WORK TO DO — Drop the pictures and give back word for word the lines from the line holding "Emit a component" to the line holding "const BLUE = '#62b2ff';", both included.

(begin)

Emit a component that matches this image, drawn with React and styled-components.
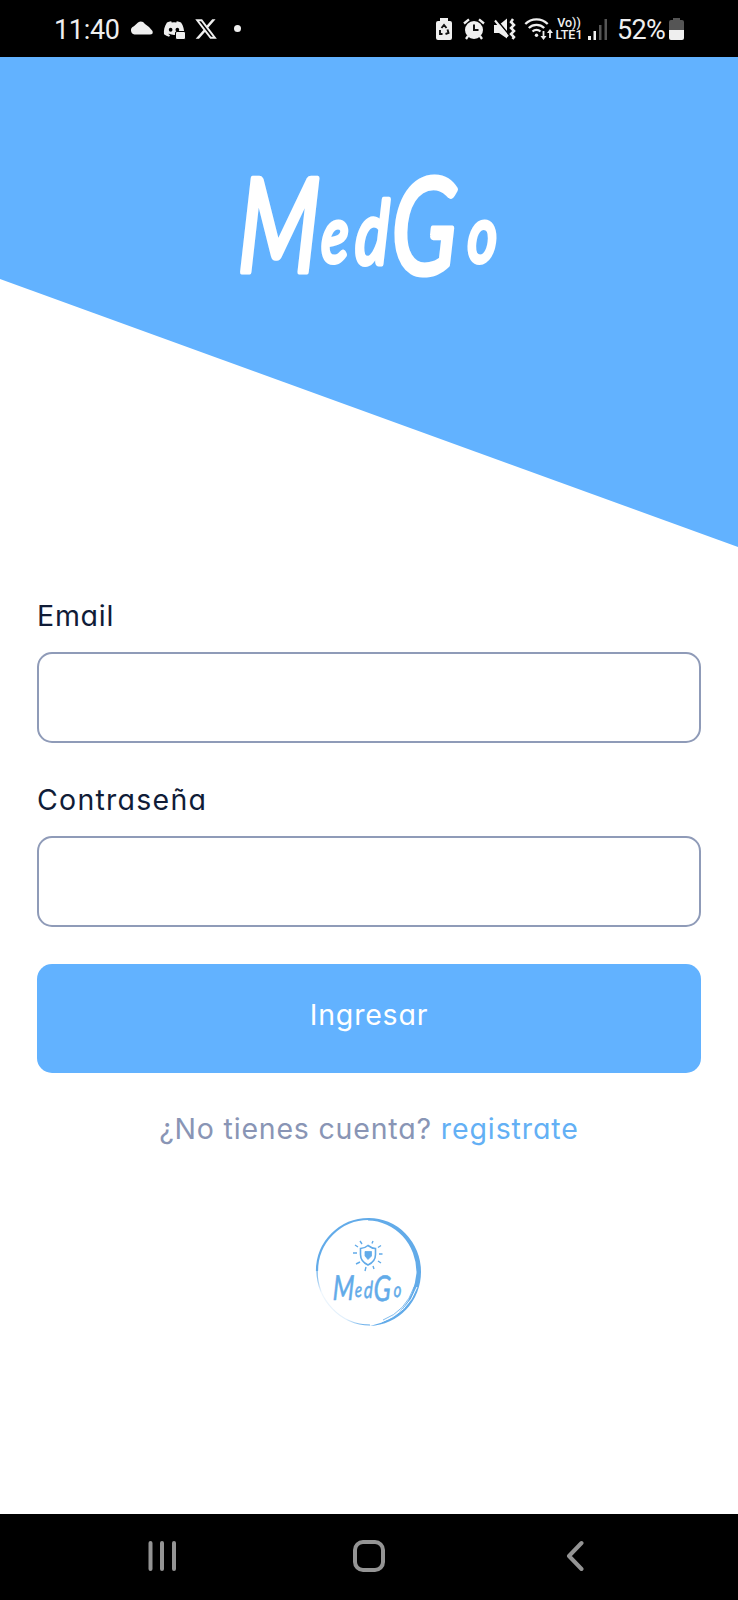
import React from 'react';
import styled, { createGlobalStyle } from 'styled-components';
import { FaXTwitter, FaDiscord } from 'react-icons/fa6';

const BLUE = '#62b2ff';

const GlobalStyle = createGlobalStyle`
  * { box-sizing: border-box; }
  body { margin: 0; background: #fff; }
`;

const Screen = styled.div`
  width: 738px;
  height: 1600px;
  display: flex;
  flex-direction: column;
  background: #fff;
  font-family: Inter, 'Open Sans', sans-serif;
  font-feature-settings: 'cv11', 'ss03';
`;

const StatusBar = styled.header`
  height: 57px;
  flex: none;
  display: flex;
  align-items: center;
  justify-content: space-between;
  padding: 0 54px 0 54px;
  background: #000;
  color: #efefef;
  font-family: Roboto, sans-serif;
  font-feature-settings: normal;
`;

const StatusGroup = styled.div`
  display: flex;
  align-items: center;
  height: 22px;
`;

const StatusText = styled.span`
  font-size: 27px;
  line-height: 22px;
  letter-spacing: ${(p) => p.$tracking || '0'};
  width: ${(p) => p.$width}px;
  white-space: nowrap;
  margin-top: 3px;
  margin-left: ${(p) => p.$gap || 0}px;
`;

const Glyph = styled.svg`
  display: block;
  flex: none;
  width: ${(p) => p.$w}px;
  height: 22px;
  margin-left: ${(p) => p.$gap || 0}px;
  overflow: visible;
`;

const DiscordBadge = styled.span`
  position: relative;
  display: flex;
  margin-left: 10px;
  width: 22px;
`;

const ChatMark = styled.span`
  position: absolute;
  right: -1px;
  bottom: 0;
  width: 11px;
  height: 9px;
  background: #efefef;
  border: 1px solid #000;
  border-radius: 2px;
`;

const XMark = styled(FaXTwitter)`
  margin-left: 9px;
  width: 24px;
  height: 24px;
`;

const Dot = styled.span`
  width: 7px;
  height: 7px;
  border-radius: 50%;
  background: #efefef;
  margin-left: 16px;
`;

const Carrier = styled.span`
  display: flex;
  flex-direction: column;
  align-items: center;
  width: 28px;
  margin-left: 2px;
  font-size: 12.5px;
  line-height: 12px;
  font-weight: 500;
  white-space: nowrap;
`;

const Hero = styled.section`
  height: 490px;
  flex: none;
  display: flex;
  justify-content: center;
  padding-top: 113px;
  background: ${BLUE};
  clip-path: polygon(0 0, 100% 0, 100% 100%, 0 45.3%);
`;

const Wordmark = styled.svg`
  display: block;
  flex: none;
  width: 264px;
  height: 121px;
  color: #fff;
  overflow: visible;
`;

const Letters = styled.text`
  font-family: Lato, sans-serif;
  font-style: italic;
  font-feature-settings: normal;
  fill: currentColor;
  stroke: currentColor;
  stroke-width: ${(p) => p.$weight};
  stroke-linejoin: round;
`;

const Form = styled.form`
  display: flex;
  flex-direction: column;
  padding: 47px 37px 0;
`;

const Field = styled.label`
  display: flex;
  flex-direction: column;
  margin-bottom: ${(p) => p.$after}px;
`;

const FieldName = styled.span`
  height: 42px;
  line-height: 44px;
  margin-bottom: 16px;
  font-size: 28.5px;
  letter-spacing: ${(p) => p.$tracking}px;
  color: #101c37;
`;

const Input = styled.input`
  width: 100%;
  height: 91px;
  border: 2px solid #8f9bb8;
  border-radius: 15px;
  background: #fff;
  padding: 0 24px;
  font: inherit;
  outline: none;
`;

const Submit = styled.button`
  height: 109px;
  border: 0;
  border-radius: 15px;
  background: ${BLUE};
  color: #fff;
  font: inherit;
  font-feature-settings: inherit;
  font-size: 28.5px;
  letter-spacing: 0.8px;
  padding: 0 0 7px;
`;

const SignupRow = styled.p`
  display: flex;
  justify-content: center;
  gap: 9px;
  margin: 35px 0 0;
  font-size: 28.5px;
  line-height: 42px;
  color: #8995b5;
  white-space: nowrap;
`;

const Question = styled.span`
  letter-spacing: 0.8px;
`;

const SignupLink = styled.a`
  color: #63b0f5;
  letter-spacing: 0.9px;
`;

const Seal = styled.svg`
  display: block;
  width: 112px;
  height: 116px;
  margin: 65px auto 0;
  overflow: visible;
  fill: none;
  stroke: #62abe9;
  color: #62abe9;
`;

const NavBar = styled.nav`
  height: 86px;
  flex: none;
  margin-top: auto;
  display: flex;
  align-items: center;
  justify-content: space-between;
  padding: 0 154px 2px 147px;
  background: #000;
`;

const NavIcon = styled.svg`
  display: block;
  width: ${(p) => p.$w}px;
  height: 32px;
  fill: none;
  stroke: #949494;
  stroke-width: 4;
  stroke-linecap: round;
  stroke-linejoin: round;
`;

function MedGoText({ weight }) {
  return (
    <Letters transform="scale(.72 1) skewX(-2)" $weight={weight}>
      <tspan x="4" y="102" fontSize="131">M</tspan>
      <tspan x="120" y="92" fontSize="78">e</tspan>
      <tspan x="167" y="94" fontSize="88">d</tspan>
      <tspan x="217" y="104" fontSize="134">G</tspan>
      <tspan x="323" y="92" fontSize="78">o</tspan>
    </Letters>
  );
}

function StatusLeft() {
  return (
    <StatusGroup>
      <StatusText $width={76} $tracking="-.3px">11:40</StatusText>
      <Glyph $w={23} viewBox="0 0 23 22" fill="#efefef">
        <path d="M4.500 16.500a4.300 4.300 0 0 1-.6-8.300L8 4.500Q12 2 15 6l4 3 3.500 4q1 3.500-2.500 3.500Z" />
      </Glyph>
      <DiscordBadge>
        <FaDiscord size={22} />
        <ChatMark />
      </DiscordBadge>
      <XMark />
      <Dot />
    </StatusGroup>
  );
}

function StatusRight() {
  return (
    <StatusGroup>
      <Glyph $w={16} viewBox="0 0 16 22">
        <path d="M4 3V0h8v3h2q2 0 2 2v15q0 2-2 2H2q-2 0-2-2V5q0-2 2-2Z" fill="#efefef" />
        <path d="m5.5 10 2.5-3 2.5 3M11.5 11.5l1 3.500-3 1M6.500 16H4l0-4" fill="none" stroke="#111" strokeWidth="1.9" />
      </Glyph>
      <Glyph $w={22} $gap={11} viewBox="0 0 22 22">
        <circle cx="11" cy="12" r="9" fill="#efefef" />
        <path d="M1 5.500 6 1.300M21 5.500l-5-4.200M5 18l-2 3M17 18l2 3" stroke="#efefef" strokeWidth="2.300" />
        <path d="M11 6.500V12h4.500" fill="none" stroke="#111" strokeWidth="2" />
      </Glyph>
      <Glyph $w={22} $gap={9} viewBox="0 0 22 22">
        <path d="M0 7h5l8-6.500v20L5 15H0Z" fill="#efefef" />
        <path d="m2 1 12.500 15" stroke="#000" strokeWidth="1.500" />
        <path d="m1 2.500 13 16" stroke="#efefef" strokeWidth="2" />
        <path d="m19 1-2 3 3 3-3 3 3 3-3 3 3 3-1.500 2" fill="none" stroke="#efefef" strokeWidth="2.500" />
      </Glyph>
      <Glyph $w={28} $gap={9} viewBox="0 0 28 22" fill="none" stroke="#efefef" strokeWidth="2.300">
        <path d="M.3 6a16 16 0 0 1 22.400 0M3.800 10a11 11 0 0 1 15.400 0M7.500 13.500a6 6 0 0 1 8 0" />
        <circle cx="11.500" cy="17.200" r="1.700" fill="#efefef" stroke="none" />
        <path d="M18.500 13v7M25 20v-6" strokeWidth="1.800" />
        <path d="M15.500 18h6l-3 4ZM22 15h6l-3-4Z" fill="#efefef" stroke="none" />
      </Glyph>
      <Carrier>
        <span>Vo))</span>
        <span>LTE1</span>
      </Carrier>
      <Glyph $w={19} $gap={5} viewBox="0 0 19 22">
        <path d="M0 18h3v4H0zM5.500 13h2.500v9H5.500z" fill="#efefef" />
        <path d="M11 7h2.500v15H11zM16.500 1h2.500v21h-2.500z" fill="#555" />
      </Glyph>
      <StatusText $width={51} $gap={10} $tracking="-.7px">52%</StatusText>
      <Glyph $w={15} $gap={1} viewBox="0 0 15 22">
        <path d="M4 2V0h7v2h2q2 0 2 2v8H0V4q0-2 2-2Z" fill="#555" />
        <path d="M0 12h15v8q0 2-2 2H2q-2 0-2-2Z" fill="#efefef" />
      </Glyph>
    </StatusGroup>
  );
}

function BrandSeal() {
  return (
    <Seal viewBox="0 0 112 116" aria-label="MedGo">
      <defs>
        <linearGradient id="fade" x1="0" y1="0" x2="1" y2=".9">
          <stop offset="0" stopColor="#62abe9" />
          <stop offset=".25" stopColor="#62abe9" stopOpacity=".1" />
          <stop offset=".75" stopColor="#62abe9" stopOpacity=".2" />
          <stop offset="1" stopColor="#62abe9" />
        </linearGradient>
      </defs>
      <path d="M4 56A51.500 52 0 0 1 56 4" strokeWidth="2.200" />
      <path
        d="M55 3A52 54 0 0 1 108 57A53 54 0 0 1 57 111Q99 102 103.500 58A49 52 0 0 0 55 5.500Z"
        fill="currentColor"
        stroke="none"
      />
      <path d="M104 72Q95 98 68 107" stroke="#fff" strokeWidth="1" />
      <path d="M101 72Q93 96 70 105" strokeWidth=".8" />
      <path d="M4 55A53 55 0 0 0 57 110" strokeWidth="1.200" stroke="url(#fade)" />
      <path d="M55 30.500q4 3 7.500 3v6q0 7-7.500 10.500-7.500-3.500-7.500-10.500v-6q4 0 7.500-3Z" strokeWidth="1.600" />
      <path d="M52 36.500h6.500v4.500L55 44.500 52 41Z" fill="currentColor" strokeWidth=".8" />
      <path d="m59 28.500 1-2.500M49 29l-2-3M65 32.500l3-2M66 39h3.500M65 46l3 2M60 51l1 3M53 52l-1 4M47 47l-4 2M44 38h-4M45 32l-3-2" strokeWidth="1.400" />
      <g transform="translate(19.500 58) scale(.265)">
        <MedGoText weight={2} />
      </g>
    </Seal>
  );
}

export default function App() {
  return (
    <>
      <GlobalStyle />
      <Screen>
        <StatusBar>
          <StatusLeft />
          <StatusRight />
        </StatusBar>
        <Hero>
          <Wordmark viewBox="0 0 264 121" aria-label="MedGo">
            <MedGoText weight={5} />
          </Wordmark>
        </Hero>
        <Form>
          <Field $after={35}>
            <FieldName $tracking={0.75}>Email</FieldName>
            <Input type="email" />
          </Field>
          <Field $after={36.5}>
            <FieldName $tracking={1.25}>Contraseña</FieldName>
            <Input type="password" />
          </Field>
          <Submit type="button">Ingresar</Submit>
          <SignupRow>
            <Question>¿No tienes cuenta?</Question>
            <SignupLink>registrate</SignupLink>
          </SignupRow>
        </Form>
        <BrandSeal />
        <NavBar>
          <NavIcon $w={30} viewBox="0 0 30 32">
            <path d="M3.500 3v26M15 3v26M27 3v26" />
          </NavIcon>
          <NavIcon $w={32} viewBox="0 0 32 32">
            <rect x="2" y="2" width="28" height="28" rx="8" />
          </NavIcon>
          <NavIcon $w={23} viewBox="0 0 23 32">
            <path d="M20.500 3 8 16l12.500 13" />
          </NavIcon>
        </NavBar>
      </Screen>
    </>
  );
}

(end)
(begin)

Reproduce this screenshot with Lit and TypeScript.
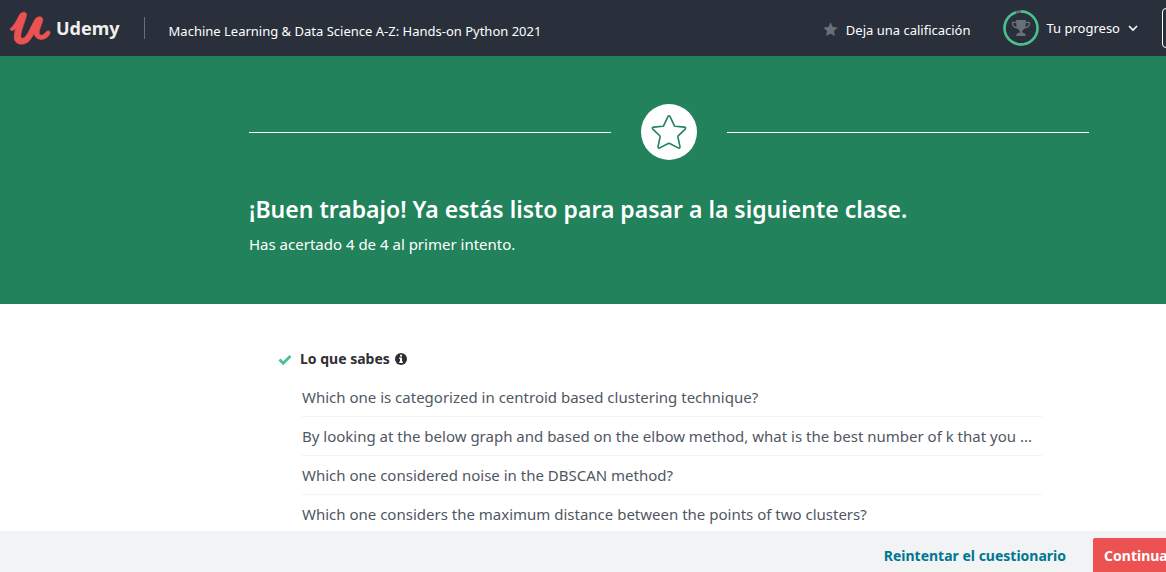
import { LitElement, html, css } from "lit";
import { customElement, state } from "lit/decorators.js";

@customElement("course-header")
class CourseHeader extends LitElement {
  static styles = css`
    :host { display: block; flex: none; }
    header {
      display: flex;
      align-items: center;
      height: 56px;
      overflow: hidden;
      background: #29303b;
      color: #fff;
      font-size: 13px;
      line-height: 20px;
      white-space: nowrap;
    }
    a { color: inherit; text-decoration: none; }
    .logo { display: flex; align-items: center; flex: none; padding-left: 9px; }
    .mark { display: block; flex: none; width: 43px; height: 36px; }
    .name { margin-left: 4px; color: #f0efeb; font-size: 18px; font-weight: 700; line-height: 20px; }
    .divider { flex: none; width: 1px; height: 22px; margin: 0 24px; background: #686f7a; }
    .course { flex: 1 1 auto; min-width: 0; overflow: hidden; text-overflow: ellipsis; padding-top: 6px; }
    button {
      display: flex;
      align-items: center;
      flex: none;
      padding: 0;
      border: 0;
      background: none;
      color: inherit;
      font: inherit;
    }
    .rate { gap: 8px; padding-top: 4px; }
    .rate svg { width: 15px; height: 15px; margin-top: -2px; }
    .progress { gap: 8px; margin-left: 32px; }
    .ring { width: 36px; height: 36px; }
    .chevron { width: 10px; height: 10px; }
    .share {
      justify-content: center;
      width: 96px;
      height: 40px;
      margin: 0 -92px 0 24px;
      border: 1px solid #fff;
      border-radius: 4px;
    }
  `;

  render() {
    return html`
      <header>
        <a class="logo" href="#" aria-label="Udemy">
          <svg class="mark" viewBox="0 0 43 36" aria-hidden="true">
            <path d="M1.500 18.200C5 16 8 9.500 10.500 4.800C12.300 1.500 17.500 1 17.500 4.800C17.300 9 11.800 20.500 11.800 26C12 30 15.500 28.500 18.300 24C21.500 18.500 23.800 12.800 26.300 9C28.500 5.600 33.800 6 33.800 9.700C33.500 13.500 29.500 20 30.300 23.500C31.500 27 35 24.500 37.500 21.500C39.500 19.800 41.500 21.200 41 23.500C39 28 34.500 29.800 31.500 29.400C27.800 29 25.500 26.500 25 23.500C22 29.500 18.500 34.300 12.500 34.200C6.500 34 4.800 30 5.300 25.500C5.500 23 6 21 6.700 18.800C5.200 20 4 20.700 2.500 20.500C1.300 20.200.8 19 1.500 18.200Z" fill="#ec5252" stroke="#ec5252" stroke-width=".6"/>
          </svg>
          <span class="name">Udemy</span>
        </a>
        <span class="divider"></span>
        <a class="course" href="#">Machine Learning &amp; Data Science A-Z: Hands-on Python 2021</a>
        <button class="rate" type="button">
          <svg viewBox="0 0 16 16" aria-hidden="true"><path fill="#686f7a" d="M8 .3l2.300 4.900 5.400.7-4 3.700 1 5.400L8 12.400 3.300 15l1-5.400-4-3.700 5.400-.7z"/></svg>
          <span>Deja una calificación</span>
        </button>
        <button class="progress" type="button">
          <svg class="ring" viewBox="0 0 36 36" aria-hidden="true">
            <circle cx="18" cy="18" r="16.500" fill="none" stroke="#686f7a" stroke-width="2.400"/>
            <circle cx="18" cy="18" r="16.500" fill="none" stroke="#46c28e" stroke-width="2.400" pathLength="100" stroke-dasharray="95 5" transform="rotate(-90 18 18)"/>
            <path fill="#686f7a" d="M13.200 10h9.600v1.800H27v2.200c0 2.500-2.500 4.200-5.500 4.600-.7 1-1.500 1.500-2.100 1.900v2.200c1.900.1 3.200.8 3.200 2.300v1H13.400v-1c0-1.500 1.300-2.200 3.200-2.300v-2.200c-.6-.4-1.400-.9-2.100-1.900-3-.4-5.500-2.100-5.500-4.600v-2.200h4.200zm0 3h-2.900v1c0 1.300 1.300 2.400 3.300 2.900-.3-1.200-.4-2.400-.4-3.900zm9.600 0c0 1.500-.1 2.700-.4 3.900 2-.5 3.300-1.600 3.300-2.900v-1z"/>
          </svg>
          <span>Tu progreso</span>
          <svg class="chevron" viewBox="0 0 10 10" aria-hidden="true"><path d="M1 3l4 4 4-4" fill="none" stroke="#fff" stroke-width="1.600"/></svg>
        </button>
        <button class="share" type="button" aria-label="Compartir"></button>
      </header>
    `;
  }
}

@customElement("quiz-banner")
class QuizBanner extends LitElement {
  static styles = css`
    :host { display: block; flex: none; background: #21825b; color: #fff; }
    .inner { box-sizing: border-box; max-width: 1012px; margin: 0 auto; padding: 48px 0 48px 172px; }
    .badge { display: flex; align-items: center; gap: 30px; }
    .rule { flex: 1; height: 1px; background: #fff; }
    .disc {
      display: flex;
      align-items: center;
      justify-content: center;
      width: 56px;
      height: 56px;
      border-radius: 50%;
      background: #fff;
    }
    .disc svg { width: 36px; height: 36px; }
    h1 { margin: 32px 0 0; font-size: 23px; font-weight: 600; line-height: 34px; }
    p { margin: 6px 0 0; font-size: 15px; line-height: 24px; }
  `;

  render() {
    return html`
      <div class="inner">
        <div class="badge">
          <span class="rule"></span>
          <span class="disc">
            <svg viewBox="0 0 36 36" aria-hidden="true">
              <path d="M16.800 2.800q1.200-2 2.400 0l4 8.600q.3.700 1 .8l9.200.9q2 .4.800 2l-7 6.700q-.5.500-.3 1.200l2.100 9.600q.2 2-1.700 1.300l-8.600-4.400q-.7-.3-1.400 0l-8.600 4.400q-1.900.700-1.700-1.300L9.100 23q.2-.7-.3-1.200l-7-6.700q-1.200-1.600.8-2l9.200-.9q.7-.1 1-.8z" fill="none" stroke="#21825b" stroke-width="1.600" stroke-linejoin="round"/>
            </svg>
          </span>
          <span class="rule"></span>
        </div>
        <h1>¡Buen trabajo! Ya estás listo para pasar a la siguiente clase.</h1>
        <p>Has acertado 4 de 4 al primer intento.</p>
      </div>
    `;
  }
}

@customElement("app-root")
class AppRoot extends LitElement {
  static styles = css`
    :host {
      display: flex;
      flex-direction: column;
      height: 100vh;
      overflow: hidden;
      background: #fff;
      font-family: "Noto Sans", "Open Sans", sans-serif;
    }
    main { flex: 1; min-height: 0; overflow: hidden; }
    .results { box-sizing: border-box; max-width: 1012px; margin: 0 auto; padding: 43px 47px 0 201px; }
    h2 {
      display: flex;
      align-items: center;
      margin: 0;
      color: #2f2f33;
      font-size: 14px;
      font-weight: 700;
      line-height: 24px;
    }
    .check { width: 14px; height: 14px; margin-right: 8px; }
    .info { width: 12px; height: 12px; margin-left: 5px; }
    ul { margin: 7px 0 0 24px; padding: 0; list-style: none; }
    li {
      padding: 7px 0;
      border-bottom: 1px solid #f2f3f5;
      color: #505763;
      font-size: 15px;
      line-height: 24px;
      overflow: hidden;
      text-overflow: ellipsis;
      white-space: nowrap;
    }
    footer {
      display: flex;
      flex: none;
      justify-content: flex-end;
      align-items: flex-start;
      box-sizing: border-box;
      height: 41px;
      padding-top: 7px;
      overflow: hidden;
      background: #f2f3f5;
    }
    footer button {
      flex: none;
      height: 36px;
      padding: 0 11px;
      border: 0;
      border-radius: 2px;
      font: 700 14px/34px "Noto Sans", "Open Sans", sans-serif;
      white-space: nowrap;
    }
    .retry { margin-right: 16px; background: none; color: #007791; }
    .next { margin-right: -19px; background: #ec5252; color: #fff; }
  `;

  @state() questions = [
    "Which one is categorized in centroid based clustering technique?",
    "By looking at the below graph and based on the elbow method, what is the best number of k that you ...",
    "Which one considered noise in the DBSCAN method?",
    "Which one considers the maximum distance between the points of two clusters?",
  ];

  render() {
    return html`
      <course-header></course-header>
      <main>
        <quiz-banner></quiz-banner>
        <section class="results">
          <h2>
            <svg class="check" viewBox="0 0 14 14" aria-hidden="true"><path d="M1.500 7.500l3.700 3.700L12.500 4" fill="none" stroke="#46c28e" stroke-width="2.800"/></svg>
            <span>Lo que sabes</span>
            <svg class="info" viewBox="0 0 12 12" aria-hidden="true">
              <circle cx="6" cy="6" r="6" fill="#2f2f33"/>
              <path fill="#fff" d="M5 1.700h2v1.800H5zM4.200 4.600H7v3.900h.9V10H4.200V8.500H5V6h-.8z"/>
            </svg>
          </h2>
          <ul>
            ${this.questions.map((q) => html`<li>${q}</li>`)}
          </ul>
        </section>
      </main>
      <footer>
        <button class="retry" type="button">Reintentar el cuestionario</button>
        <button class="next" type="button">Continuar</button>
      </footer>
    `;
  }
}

(end)

EXERCISE ANSWER —
Emit a component that matches this image, drawn with React and styled-components.
import React from 'react';
import styled, { createGlobalStyle } from 'styled-components';
import { FaXTwitter, FaDiscord } from 'react-icons/fa6';

const BLUE = '#62b2ff';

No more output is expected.